The Voice of Greece is a Greek television talent show created by John de Mol and based on the concept The Voice of Holland. It is part of an international series. It began airing on ANT1 on January 10, 2014, and the final of second season on June 21, 2015. The third season premiered on November 16, 2016, on Skai TV. It also premiered the same day in Cyprus on Sigma TV.

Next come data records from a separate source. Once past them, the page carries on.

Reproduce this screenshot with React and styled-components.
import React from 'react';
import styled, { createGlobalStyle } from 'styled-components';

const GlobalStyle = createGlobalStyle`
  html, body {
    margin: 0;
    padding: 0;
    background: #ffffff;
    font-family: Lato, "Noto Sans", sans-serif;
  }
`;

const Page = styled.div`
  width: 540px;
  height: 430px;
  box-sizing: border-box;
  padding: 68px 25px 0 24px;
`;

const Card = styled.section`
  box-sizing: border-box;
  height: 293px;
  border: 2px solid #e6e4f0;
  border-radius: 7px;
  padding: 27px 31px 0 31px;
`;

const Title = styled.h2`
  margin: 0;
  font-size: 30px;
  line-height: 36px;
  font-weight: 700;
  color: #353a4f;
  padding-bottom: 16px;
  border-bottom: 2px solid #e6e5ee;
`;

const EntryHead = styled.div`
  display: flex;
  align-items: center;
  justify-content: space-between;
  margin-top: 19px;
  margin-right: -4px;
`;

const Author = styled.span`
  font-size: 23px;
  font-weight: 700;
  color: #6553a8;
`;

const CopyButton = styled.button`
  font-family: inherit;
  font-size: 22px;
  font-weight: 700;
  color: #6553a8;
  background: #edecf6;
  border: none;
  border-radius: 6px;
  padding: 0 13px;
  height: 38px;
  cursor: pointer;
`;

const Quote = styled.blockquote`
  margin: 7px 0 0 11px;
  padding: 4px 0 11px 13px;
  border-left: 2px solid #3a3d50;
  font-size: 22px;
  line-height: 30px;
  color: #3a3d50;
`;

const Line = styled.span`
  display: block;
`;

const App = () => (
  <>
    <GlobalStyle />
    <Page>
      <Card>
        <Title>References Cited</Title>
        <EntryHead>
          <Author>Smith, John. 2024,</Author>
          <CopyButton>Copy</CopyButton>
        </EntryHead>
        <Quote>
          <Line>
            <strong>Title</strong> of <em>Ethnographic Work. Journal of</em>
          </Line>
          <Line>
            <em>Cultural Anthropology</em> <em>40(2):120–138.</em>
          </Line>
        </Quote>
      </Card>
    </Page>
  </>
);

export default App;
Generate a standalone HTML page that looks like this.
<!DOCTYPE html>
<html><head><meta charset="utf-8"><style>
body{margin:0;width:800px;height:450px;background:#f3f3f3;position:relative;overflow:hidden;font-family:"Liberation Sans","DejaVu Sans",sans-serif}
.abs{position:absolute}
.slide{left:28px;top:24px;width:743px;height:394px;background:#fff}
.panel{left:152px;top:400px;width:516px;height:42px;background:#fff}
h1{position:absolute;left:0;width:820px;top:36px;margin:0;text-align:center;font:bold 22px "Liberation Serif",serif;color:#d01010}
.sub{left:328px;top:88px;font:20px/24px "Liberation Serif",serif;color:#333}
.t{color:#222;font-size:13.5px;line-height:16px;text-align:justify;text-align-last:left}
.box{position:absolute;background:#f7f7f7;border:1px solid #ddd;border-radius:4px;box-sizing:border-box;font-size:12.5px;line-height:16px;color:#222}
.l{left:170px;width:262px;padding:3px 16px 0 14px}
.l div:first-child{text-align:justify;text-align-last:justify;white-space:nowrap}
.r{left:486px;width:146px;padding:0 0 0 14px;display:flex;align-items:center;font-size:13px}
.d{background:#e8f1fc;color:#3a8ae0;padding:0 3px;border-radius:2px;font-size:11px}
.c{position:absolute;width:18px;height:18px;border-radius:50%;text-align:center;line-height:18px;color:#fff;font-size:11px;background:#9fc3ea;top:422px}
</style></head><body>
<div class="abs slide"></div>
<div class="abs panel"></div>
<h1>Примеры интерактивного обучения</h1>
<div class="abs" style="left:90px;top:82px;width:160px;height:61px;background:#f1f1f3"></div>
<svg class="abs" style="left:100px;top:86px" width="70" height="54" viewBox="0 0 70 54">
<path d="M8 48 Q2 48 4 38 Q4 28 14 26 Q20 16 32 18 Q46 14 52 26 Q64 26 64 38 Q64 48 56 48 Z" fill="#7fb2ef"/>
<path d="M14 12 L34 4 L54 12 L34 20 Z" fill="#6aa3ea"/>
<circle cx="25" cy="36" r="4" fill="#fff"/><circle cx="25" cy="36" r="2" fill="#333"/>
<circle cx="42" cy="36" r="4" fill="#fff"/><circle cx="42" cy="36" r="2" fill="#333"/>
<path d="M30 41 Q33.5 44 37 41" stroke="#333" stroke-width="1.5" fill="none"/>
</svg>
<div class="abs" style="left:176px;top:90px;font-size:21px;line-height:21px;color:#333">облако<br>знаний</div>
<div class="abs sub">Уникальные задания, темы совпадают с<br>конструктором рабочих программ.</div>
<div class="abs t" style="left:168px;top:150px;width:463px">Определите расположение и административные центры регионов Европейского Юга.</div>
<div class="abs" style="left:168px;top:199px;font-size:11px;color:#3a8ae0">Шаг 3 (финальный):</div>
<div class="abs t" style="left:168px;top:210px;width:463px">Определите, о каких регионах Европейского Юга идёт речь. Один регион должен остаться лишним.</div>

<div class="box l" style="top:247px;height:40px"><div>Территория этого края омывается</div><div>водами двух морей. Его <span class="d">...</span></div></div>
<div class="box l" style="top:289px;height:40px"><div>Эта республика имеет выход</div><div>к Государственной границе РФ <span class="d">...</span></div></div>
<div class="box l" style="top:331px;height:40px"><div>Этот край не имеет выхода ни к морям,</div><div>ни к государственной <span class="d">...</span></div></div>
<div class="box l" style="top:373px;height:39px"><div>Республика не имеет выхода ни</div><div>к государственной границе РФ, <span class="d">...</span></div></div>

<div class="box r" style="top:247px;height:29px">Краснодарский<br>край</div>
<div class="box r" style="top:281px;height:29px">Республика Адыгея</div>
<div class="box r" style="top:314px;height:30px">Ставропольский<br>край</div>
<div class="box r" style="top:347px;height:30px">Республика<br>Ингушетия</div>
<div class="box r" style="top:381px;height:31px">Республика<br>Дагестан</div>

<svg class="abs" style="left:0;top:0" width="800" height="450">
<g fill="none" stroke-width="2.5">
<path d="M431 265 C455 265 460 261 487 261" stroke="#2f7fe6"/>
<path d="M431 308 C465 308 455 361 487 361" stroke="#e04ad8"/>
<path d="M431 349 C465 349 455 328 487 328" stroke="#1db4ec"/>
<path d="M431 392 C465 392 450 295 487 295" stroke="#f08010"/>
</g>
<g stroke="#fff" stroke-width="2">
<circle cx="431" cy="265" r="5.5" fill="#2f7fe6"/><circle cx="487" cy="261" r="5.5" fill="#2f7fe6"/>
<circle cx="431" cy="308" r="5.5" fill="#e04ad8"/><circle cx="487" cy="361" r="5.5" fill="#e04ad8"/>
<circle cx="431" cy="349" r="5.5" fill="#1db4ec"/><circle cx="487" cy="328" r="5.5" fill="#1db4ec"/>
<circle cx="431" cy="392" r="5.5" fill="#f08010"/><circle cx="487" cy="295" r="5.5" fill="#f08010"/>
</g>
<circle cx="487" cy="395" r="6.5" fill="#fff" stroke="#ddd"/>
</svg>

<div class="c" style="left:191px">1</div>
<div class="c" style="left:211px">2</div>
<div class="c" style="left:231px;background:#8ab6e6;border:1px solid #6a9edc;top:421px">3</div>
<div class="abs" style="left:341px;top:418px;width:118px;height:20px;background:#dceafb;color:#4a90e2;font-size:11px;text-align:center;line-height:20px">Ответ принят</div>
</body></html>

There are four different stages to the show: producers' auditions, blind auditions, battle phase and live shows. Producers' auditions take place in Athens and Thessaloniki in Greece and in Nicosia in Cyprus. The following stages take place in the Kapa Studios, in Spata, Attica. Since the third season, there were five different stages on the show: Producers' Auditions, Blind Auditions, Battle Rounds, Knockouts, and Live Shows. Season Five introduced a new stage: Playoffs. Producers' auditions take place in Athens and Thessaloniki in Greece, and in Nicosia in Cyprus. The following stages take place in the Galatsi Olympic Hall, in Galatsi, Athens, Greece.

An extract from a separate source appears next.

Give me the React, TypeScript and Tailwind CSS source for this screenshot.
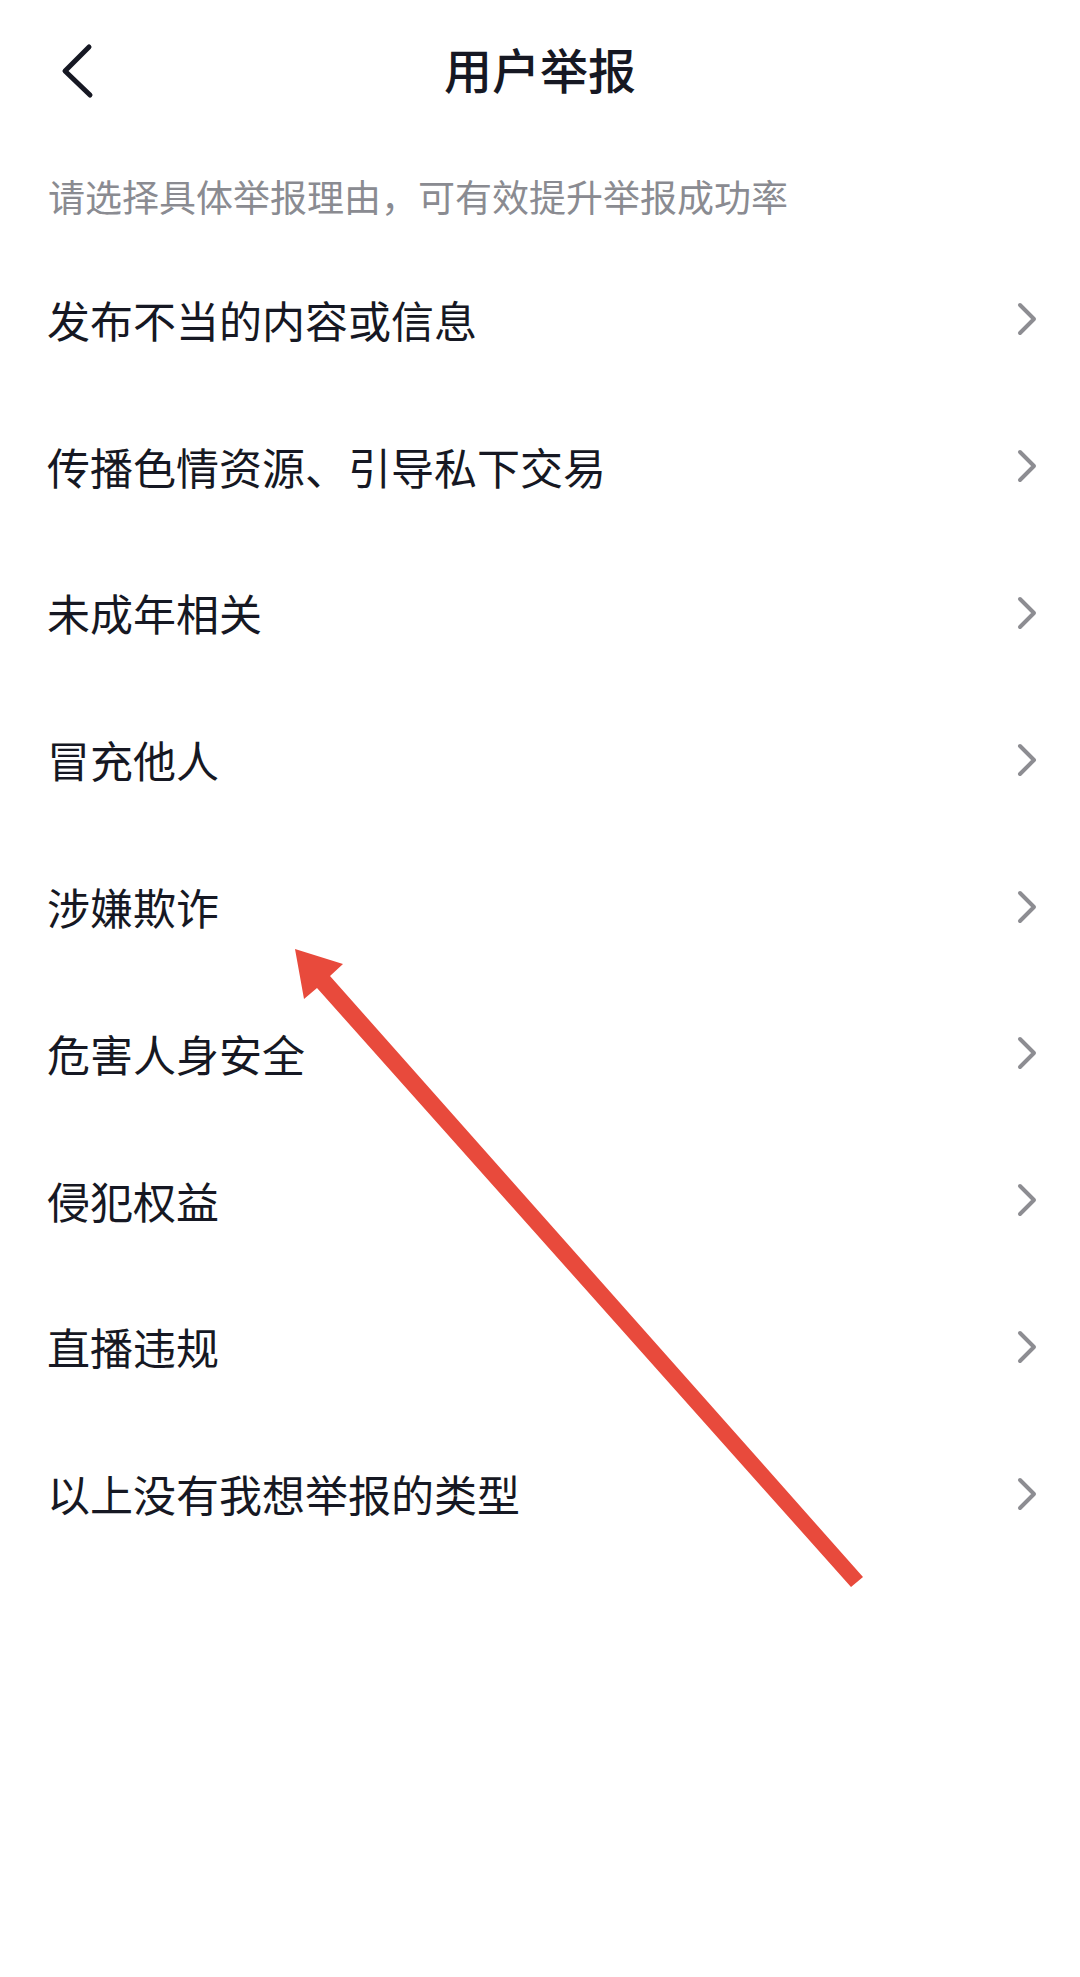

Maria Elena Kiriakou, Kostas Ageris, Giannis Margaris, Yiorgos Zioris, Lemonia Beza, Dimitris Karagiannis and Ioanna Georgakopoulou are currently the seven winners produced by the series. The show was renewed for a second season on ANT1 TV that premiered during the 2014–2015 season along with a kids version of the show, which was later cancelled.

Production 
The Voice of Greece was often mentioned in July–August 2013 by the media as the new reality show on the Greek television. Even though no broadcaster had officially announce the show, ANT1 and Mega Channel were the possible channels that would host the show. In early September it was announced with a trailer that ANT1 bought the rights for the show. It was revealed the show would be going head-to-head with Mega Channel's series, Klemmena Onira, which was very successful.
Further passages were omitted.